### [Goal]
Retype all of the data exactly as given.

■ ■ ■ ■ ■

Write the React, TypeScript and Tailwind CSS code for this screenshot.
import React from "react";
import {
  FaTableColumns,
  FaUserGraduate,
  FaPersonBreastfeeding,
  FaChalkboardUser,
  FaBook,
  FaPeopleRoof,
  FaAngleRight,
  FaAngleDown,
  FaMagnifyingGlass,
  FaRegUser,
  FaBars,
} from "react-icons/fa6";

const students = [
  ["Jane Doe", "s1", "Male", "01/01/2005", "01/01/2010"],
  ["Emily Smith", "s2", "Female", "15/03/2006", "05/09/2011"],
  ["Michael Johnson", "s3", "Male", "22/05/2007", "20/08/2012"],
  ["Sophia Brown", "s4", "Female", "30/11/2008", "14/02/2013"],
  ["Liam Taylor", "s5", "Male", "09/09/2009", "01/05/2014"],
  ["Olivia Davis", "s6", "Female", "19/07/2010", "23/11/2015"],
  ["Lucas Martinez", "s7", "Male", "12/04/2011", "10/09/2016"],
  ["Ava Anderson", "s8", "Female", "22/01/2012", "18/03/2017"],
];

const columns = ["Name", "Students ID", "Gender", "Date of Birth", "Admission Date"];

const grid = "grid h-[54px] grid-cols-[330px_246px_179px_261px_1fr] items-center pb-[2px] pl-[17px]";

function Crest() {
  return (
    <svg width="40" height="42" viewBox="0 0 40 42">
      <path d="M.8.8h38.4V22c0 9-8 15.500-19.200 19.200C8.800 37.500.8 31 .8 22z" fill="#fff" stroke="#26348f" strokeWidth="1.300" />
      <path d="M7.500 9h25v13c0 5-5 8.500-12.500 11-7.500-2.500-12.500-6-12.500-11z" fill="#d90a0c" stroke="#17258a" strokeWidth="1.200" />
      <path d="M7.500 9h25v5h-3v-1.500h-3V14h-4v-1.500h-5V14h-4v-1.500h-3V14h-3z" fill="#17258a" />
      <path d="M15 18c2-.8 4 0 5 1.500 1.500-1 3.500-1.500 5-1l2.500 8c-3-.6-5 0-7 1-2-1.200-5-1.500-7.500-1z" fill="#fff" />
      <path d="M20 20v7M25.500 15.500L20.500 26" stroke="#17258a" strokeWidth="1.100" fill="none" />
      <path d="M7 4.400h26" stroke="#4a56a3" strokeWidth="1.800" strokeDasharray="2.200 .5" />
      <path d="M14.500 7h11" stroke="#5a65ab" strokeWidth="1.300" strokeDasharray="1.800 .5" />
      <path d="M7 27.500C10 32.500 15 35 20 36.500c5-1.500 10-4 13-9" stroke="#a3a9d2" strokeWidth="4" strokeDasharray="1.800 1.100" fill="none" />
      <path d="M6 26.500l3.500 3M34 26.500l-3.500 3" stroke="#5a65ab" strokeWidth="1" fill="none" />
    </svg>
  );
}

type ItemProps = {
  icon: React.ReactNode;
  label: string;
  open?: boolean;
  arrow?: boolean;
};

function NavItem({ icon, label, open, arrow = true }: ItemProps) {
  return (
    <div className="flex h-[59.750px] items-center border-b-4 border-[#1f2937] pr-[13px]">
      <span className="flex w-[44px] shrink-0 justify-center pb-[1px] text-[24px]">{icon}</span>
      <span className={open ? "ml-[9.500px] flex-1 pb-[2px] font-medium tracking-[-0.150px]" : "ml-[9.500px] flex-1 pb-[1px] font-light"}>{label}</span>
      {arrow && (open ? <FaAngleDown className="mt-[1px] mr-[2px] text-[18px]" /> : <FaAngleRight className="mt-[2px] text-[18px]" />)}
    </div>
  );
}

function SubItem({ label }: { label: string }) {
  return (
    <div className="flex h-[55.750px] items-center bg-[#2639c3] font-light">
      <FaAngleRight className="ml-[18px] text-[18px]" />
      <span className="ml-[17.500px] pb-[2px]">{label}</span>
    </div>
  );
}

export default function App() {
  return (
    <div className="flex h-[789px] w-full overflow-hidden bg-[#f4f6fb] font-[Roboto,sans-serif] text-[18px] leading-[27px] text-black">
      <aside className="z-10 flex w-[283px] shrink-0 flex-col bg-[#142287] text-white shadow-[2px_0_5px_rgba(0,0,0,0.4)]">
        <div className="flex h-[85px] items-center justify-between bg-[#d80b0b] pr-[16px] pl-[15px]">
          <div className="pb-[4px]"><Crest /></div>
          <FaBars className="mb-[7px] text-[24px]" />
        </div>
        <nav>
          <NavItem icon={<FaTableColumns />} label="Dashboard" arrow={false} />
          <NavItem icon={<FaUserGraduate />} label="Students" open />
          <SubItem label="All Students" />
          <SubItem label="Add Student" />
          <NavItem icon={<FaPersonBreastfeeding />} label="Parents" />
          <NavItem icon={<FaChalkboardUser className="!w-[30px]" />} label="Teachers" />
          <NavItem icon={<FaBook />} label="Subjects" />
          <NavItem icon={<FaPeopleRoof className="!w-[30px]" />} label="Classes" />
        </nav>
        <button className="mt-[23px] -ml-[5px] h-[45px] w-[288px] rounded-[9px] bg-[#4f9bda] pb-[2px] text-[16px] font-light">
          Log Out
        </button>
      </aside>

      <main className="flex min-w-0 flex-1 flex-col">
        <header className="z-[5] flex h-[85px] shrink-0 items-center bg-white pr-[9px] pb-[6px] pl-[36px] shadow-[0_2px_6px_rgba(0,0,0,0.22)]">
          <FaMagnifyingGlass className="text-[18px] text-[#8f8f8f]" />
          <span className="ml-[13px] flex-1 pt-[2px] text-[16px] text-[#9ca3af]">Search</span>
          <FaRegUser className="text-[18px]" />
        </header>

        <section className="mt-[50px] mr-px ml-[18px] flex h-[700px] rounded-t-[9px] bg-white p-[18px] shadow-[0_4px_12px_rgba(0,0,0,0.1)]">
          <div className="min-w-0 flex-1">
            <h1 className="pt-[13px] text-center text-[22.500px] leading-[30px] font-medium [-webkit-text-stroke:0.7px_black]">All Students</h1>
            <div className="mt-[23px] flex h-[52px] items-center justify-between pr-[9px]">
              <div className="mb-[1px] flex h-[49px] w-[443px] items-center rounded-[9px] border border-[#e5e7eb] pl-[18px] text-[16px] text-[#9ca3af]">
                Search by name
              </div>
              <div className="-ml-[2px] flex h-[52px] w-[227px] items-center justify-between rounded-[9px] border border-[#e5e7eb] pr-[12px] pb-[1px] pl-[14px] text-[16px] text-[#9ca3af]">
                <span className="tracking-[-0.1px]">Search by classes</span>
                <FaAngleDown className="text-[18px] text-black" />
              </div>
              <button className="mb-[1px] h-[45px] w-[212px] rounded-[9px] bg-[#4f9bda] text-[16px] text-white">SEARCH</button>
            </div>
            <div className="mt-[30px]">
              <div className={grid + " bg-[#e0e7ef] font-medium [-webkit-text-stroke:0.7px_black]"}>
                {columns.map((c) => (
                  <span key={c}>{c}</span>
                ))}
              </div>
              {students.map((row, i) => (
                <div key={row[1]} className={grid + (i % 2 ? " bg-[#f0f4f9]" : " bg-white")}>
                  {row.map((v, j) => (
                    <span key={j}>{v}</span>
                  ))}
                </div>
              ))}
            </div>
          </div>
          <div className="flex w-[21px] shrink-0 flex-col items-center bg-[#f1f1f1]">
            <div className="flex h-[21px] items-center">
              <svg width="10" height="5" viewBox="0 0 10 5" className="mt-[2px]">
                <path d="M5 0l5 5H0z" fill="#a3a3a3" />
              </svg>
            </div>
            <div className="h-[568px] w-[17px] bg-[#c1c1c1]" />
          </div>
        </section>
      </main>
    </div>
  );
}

■ ■ ■ ■ ■

### [Solution]
Write the React, TypeScript and Tailwind CSS code for this screenshot.
import React from "react";
import {
  FaTableColumns,
  FaUserGraduate,
  FaPersonBreastfeeding,
  FaChalkboardUser,
  FaBook,
  FaPeopleRoof,
  FaAngleRight,
  FaAngleDown,
  FaMagnifyingGlass,
  FaRegUser,
  FaBars,
} from "react-icons/fa6";

const students = [
  ["Jane Doe", "s1", "Male", "01/01/2005", "01/01/2010"],
  ["Emily Smith", "s2", "Female", "15/03/2006", "05/09/2011"],
  ["Michael Johnson", "s3", "Male", "22/05/2007", "20/08/2012"],
  ["Sophia Brown", "s4", "Female", "30/11/2008", "14/02/2013"],
  ["Liam Taylor", "s5", "Male", "09/09/2009", "01/05/2014"],
  ["Olivia Davis", "s6", "Female", "19/07/2010", "23/11/2015"],
  ["Lucas Martinez", "s7", "Male", "12/04/2011", "10/09/2016"],
  ["Ava Anderson", "s8", "Female", "22/01/2012", "18/03/2017"],
];

const columns = ["Name", "Students ID", "Gender", "Date of Birth", "Admission Date"];

const grid = "grid h-[54px] grid-cols-[330px_246px_179px_261px_1fr] items-center pb-[2px] pl-[17px]";

function Crest() {
  return (
    <svg width="40" height="42" viewBox="0 0 40 42">
      <path d="M.8.8h38.4V22c0 9-8 15.500-19.200 19.200C8.800 37.500.8 31 .8 22z" fill="#fff" stroke="#26348f" strokeWidth="1.300" />
      <path d="M7.500 9h25v13c0 5-5 8.500-12.500 11-7.500-2.500-12.500-6-12.500-11z" fill="#d90a0c" stroke="#17258a" strokeWidth="1.200" />
      <path d="M7.500 9h25v5h-3v-1.500h-3V14h-4v-1.500h-5V14h-4v-1.500h-3V14h-3z" fill="#17258a" />
      <path d="M15 18c2-.8 4 0 5 1.500 1.500-1 3.500-1.500 5-1l2.500 8c-3-.6-5 0-7 1-2-1.200-5-1.500-7.500-1z" fill="#fff" />
      <path d="M20 20v7M25.500 15.500L20.500 26" stroke="#17258a" strokeWidth="1.100" fill="none" />
      <path d="M7 4.400h26" stroke="#4a56a3" strokeWidth="1.800" strokeDasharray="2.200 .5" />
      <path d="M14.500 7h11" stroke="#5a65ab" strokeWidth="1.300" strokeDasharray="1.800 .5" />
      <path d="M7 27.500C10 32.500 15 35 20 36.500c5-1.500 10-4 13-9" stroke="#a3a9d2" strokeWidth="4" strokeDasharray="1.800 1.100" fill="none" />
      <path d="M6 26.500l3.500 3M34 26.500l-3.500 3" stroke="#5a65ab" strokeWidth="1" fill="none" />
    </svg>
  );
}

type ItemProps = {
  icon: React.ReactNode;
  label: string;
  open?: boolean;
  arrow?: boolean;
};

function NavItem({ icon, label, open, arrow = true }: ItemProps) {
  return (
    <div className="flex h-[59.750px] items-center border-b-4 border-[#1f2937] pr-[13px]">
      <span className="flex w-[44px] shrink-0 justify-center pb-[1px] text-[24px]">{icon}</span>
      <span className={open ? "ml-[9.500px] flex-1 pb-[2px] font-medium tracking-[-0.150px]" : "ml-[9.500px] flex-1 pb-[1px] font-light"}>{label}</span>
      {arrow && (open ? <FaAngleDown className="mt-[1px] mr-[2px] text-[18px]" /> : <FaAngleRight className="mt-[2px] text-[18px]" />)}
    </div>
  );
}

function SubItem({ label }: { label: string }) {
  return (
    <div className="flex h-[55.750px] items-center bg-[#2639c3] font-light">
      <FaAngleRight className="ml-[18px] text-[18px]" />
      <span className="ml-[17.500px] pb-[2px]">{label}</span>
    </div>
  );
}

export default function App() {
  return (
    <div className="flex h-[789px] w-full overflow-hidden bg-[#f4f6fb] font-[Roboto,sans-serif] text-[18px] leading-[27px] text-black">
      <aside className="z-10 flex w-[283px] shrink-0 flex-col bg-[#142287] text-white shadow-[2px_0_5px_rgba(0,0,0,0.4)]">
        <div className="flex h-[85px] items-center justify-between bg-[#d80b0b] pr-[16px] pl-[15px]">
          <div className="pb-[4px]"><Crest /></div>
          <FaBars className="mb-[7px] text-[24px]" />
        </div>
        <nav>
          <NavItem icon={<FaTableColumns />} label="Dashboard" arrow={false} />
          <NavItem icon={<FaUserGraduate />} label="Students" open />
          <SubItem label="All Students" />
          <SubItem label="Add Student" />
          <NavItem icon={<FaPersonBreastfeeding />} label="Parents" />
          <NavItem icon={<FaChalkboardUser className="!w-[30px]" />} label="Teachers" />
          <NavItem icon={<FaBook />} label="Subjects" />
          <NavItem icon={<FaPeopleRoof className="!w-[30px]" />} label="Classes" />
        </nav>
        <button className="mt-[23px] -ml-[5px] h-[45px] w-[288px] rounded-[9px] bg-[#4f9bda] pb-[2px] text-[16px] font-light">
          Log Out
        </button>
      </aside>

      <main className="flex min-w-0 flex-1 flex-col">
        <header className="z-[5] flex h-[85px] shrink-0 items-center bg-white pr-[9px] pb-[6px] pl-[36px] shadow-[0_2px_6px_rgba(0,0,0,0.22)]">
          <FaMagnifyingGlass className="text-[18px] text-[#8f8f8f]" />
          <span className="ml-[13px] flex-1 pt-[2px] text-[16px] text-[#9ca3af]">Search</span>
          <FaRegUser className="text-[18px]" />
        </header>

        <section className="mt-[50px] mr-px ml-[18px] flex h-[700px] rounded-t-[9px] bg-white p-[18px] shadow-[0_4px_12px_rgba(0,0,0,0.1)]">
          <div className="min-w-0 flex-1">
            <h1 className="pt-[13px] text-center text-[22.500px] leading-[30px] font-medium [-webkit-text-stroke:0.7px_black]">All Students</h1>
            <div className="mt-[23px] flex h-[52px] items-center justify-between pr-[9px]">
              <div className="mb-[1px] flex h-[49px] w-[443px] items-center rounded-[9px] border border-[#e5e7eb] pl-[18px] text-[16px] text-[#9ca3af]">
                Search by name
              </div>
              <div className="-ml-[2px] flex h-[52px] w-[227px] items-center justify-between rounded-[9px] border border-[#e5e7eb] pr-[12px] pb-[1px] pl-[14px] text-[16px] text-[#9ca3af]">
                <span className="tracking-[-0.1px]">Search by classes</span>
                <FaAngleDown className="text-[18px] text-black" />
              </div>
              <button className="mb-[1px] h-[45px] w-[212px] rounded-[9px] bg-[#4f9bda] text-[16px] text-white">SEARCH</button>
            </div>
            <div className="mt-[30px]">
              <div className={grid + " bg-[#e0e7ef] font-medium [-webkit-text-stroke:0.7px_black]"}>
                {columns.map((c) => (
                  <span key={c}>{c}</span>
                ))}
              </div>
              {students.map((row, i) => (
                <div key={row[1]} className={grid + (i % 2 ? " bg-[#f0f4f9]" : " bg-white")}>
                  {row.map((v, j) => (
                    <span key={j}>{v}</span>
                  ))}
                </div>
              ))}
            </div>
          </div>
          <div className="flex w-[21px] shrink-0 flex-col items-center bg-[#f1f1f1]">
            <div className="flex h-[21px] items-center">
              <svg width="10" height="5" viewBox="0 0 10 5" className="mt-[2px]">
                <path d="M5 0l5 5H0z" fill="#a3a3a3" />
              </svg>
            </div>
            <div className="h-[568px] w-[17px] bg-[#c1c1c1]" />
          </div>
        </section>
      </main>
    </div>
  );
}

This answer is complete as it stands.